> _Work required_: Single out each line with the word "components" and copy it.

Data extracted from a collection
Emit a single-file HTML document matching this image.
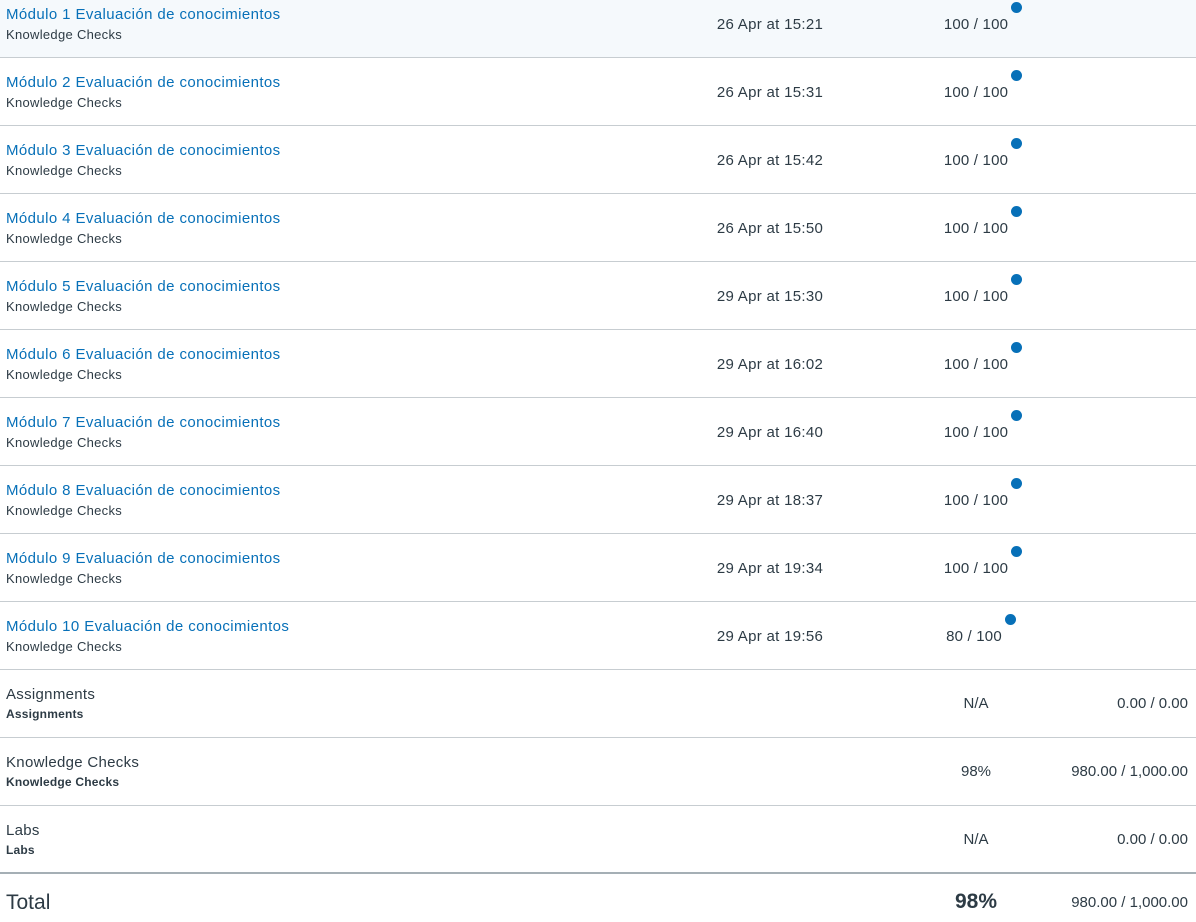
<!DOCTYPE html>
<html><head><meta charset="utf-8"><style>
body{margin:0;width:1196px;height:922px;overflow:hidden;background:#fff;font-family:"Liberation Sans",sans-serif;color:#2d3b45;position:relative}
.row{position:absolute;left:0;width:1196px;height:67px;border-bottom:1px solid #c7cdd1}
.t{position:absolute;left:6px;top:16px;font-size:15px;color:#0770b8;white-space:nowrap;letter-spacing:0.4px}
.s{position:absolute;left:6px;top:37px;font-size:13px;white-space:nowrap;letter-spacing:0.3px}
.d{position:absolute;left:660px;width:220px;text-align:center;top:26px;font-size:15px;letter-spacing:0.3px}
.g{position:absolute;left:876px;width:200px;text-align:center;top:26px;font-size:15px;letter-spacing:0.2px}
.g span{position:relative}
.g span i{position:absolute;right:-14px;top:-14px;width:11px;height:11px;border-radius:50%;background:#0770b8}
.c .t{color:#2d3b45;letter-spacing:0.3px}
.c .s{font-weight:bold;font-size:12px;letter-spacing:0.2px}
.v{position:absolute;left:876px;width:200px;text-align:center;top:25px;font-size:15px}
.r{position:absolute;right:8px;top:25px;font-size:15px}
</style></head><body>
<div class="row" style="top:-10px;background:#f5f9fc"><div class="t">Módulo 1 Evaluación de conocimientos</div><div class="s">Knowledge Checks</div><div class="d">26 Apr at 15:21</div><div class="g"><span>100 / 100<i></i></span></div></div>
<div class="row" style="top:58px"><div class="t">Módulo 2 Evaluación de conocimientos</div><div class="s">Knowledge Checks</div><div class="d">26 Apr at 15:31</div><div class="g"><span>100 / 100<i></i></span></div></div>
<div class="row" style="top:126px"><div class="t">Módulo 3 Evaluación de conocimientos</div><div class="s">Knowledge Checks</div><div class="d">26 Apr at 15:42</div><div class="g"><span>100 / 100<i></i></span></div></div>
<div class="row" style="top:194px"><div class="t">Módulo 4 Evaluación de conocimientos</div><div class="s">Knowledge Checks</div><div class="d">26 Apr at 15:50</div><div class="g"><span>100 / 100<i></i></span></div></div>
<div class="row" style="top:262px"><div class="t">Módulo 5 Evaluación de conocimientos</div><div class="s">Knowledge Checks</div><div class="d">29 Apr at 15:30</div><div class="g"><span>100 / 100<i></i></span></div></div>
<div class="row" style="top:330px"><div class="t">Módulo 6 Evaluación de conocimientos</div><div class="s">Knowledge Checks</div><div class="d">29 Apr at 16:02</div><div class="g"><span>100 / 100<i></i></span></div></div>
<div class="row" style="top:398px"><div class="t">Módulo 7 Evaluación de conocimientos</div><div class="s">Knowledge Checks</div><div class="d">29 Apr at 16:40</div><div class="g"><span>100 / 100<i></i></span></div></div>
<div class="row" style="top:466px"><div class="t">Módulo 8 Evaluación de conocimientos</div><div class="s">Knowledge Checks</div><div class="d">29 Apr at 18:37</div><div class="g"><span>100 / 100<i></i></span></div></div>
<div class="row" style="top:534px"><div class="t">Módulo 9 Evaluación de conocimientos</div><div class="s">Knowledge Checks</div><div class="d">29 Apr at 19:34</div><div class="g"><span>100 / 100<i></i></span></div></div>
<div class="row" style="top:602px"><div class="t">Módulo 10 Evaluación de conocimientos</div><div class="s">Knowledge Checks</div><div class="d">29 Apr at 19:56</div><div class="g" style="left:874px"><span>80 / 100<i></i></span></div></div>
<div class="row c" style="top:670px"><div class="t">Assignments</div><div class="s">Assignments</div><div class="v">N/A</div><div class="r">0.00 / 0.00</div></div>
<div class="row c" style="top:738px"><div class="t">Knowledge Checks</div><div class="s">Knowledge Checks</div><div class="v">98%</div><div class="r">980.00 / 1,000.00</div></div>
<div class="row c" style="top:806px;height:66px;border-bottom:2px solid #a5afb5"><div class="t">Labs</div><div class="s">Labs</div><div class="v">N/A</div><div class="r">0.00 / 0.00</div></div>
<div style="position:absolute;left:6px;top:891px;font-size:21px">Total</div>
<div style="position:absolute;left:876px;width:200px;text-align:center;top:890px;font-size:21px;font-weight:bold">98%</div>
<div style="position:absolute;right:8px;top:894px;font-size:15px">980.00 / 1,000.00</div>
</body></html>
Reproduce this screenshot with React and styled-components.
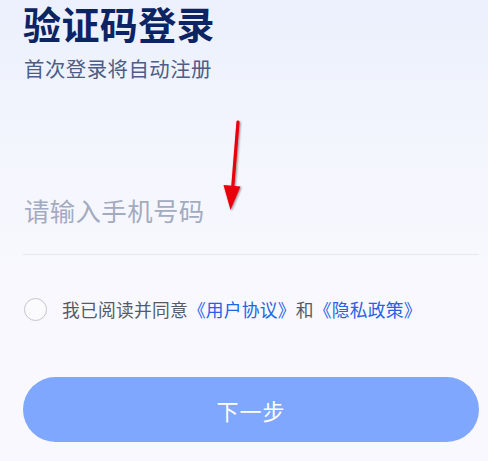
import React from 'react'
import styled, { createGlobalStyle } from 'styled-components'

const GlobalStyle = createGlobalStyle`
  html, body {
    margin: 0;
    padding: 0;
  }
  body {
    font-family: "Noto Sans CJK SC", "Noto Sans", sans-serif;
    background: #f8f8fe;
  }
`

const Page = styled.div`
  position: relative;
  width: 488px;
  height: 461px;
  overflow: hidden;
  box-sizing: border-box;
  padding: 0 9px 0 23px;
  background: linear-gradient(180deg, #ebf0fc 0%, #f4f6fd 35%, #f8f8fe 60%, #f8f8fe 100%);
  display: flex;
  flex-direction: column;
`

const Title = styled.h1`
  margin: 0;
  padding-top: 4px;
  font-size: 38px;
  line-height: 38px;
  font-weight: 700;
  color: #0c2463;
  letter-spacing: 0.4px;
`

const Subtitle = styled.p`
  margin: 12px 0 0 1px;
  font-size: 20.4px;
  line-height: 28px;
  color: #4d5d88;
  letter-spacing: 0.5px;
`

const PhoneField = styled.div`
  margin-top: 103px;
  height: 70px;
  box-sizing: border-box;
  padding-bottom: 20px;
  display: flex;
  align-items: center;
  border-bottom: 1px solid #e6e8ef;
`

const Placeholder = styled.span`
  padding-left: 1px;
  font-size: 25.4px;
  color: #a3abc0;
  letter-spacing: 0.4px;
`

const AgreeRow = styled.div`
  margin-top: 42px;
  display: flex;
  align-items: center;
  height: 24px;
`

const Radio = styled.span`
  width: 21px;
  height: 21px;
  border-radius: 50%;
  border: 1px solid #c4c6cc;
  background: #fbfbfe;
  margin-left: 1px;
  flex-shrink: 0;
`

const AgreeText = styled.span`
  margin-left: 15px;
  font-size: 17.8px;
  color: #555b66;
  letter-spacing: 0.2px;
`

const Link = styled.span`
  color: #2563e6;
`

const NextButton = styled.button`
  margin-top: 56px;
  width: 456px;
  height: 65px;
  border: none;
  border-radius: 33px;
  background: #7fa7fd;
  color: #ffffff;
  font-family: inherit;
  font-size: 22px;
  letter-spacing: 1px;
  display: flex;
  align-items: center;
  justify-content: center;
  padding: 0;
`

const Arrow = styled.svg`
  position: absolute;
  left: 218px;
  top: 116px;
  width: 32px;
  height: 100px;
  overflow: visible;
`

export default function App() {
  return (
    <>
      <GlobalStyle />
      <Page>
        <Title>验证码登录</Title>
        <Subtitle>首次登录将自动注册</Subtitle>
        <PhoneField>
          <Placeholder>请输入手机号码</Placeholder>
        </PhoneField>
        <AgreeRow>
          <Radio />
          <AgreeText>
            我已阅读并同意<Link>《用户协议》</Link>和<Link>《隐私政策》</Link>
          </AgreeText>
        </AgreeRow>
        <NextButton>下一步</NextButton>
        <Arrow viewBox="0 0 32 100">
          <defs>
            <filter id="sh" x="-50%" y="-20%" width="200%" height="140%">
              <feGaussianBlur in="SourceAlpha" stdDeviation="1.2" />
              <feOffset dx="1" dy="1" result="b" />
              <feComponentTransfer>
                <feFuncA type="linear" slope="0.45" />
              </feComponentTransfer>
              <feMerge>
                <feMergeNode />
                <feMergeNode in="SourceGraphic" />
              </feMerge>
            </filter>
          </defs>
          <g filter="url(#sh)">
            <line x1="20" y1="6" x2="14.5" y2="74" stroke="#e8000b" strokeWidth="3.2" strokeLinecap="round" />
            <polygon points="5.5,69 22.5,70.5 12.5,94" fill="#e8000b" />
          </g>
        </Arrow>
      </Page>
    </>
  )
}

> _Exercise result_:
Reproduce this screenshot with React and styled-components.
import styled, { createGlobalStyle } from 'styled-components'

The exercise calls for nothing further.